# Source excerpt

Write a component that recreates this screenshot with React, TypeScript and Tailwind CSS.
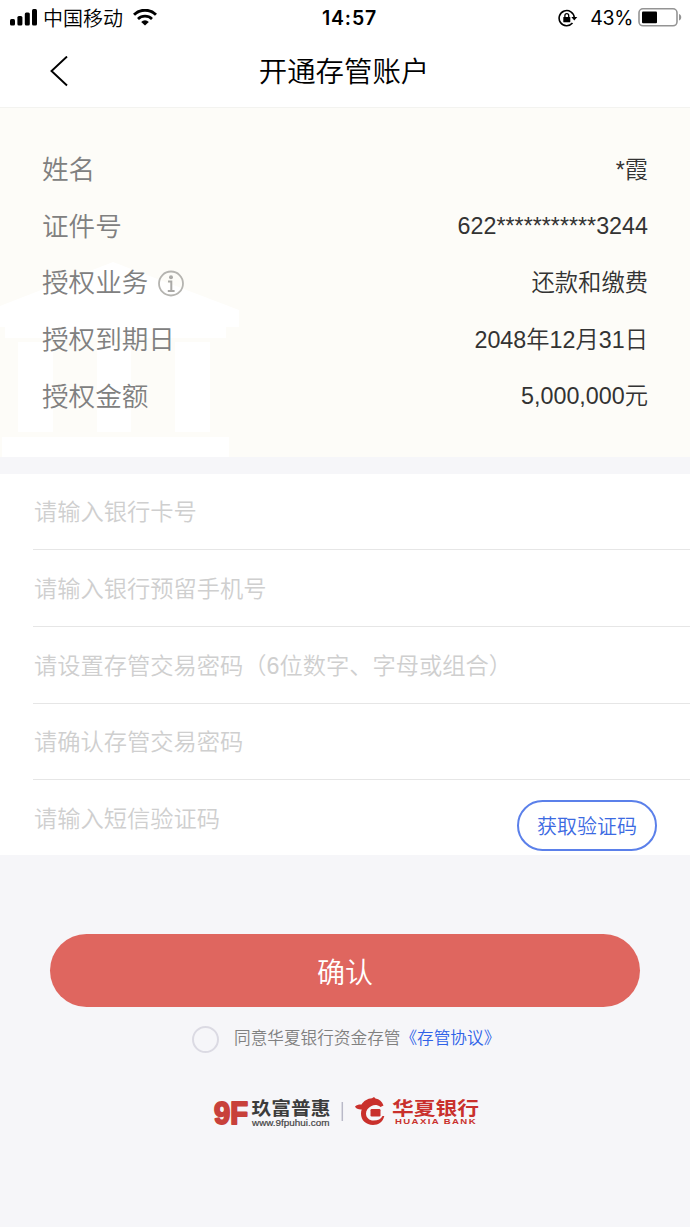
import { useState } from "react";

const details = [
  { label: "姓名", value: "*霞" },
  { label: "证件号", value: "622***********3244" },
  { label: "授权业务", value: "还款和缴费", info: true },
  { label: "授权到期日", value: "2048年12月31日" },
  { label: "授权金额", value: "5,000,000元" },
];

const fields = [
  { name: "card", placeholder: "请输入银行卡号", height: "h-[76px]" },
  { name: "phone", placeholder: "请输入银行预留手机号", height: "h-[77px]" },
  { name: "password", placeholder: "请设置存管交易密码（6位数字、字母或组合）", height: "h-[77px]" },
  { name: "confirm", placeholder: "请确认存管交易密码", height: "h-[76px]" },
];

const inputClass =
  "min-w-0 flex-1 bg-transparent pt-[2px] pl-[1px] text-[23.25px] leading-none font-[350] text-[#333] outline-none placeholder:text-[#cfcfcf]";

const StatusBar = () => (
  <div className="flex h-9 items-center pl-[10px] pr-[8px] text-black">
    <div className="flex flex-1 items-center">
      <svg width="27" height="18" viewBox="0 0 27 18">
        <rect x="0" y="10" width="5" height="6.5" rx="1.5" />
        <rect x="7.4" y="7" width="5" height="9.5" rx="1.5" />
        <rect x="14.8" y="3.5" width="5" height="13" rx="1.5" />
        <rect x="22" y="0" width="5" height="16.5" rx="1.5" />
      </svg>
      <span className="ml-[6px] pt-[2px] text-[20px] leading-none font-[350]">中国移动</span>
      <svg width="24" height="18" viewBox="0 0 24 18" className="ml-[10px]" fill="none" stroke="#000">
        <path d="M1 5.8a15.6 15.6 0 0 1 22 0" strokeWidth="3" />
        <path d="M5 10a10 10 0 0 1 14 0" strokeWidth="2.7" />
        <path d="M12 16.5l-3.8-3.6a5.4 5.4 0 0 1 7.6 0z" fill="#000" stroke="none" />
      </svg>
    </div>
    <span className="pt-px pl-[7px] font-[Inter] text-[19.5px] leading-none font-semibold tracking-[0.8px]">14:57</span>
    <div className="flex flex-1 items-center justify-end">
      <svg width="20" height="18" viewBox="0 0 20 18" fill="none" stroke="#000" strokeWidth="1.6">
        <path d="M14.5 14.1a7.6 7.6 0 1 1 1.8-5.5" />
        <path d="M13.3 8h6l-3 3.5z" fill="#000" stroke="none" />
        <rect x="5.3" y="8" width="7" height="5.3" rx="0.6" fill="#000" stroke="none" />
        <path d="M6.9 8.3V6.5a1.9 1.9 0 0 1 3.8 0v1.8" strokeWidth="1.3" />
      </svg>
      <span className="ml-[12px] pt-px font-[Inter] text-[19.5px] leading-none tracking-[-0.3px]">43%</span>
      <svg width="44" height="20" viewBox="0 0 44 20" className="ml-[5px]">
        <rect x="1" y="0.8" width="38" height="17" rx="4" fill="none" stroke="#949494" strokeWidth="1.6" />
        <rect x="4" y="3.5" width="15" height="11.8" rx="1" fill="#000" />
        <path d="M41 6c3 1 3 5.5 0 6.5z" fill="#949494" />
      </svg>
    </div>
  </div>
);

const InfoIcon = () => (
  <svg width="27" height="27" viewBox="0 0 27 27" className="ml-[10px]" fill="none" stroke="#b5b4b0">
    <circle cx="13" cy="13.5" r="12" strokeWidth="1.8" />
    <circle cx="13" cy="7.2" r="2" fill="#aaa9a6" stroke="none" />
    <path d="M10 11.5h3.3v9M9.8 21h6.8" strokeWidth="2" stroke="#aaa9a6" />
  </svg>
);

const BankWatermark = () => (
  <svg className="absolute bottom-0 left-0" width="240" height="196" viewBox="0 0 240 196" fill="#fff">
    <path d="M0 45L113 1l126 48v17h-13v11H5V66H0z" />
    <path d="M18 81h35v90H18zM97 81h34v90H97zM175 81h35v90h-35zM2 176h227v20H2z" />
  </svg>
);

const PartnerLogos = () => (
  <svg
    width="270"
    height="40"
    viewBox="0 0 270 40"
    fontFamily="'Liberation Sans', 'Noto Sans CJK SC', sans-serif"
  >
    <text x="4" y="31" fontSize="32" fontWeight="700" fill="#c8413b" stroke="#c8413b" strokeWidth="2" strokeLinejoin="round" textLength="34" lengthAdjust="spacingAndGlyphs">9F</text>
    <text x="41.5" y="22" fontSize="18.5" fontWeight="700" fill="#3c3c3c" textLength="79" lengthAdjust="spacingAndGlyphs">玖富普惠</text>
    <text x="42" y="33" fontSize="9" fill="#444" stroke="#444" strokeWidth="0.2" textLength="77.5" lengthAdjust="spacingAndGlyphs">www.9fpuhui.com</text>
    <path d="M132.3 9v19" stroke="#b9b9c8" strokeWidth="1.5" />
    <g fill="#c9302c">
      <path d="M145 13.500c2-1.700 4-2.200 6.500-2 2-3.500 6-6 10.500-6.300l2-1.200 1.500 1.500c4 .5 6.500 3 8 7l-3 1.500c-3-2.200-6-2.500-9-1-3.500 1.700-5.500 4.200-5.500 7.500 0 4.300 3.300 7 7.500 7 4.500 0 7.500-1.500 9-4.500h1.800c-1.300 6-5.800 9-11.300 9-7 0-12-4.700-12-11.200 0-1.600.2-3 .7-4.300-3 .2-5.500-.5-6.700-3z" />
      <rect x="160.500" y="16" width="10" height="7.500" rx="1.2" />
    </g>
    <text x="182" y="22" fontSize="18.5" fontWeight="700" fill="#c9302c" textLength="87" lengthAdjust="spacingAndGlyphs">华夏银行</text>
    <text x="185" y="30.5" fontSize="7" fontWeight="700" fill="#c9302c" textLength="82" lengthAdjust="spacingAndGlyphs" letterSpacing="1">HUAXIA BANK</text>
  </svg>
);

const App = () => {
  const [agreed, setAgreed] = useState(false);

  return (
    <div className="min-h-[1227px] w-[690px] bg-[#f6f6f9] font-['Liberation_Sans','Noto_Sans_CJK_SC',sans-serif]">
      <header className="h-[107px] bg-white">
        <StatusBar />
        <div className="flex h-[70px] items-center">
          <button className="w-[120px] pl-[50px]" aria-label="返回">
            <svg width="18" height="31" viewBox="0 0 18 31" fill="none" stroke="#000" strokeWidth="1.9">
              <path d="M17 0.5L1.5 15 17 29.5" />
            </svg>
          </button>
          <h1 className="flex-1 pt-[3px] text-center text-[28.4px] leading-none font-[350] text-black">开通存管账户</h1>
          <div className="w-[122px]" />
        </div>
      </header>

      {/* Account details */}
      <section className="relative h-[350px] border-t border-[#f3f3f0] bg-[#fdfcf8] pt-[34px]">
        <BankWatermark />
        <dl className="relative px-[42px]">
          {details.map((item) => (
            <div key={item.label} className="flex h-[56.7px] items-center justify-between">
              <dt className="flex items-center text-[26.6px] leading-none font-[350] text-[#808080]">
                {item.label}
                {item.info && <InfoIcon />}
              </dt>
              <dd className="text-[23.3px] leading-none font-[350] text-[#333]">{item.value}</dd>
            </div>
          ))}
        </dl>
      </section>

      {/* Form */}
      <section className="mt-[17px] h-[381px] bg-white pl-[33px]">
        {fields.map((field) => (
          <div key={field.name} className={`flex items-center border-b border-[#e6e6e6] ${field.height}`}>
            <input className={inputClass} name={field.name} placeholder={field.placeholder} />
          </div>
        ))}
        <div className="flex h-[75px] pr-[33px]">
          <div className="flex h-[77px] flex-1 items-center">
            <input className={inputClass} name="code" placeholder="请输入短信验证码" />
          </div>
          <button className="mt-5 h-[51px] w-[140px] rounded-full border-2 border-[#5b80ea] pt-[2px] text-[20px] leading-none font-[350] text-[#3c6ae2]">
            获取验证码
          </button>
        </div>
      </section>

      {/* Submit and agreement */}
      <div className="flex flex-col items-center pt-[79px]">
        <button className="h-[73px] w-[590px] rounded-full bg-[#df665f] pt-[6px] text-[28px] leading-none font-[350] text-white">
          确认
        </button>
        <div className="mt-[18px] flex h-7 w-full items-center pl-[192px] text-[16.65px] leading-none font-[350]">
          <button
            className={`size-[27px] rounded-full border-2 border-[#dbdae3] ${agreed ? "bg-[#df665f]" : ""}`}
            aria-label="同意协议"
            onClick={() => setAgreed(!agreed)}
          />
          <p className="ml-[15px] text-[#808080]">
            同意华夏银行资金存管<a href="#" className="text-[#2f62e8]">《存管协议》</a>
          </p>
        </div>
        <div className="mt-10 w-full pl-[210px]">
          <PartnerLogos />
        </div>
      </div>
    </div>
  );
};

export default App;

# Task to carry out
Pictures stay out. Print the data exactly, from its first line through the line containing "flex-1 bg-transparent pt-[2px]".

# Result below
Write a component that recreates this screenshot with React, TypeScript and Tailwind CSS.
import { useState } from "react";

const details = [
  { label: "姓名", value: "*霞" },
  { label: "证件号", value: "622***********3244" },
  { label: "授权业务", value: "还款和缴费", info: true },
  { label: "授权到期日", value: "2048年12月31日" },
  { label: "授权金额", value: "5,000,000元" },
];

const fields = [
  { name: "card", placeholder: "请输入银行卡号", height: "h-[76px]" },
  { name: "phone", placeholder: "请输入银行预留手机号", height: "h-[77px]" },
  { name: "password", placeholder: "请设置存管交易密码（6位数字、字母或组合）", height: "h-[77px]" },
  { name: "confirm", placeholder: "请确认存管交易密码", height: "h-[76px]" },
];

const inputClass =
  "min-w-0 flex-1 bg-transparent pt-[2px] pl-[1px] text-[23.25px] leading-none font-[350] text-[#333] outline-none placeholder:text-[#cfcfcf]";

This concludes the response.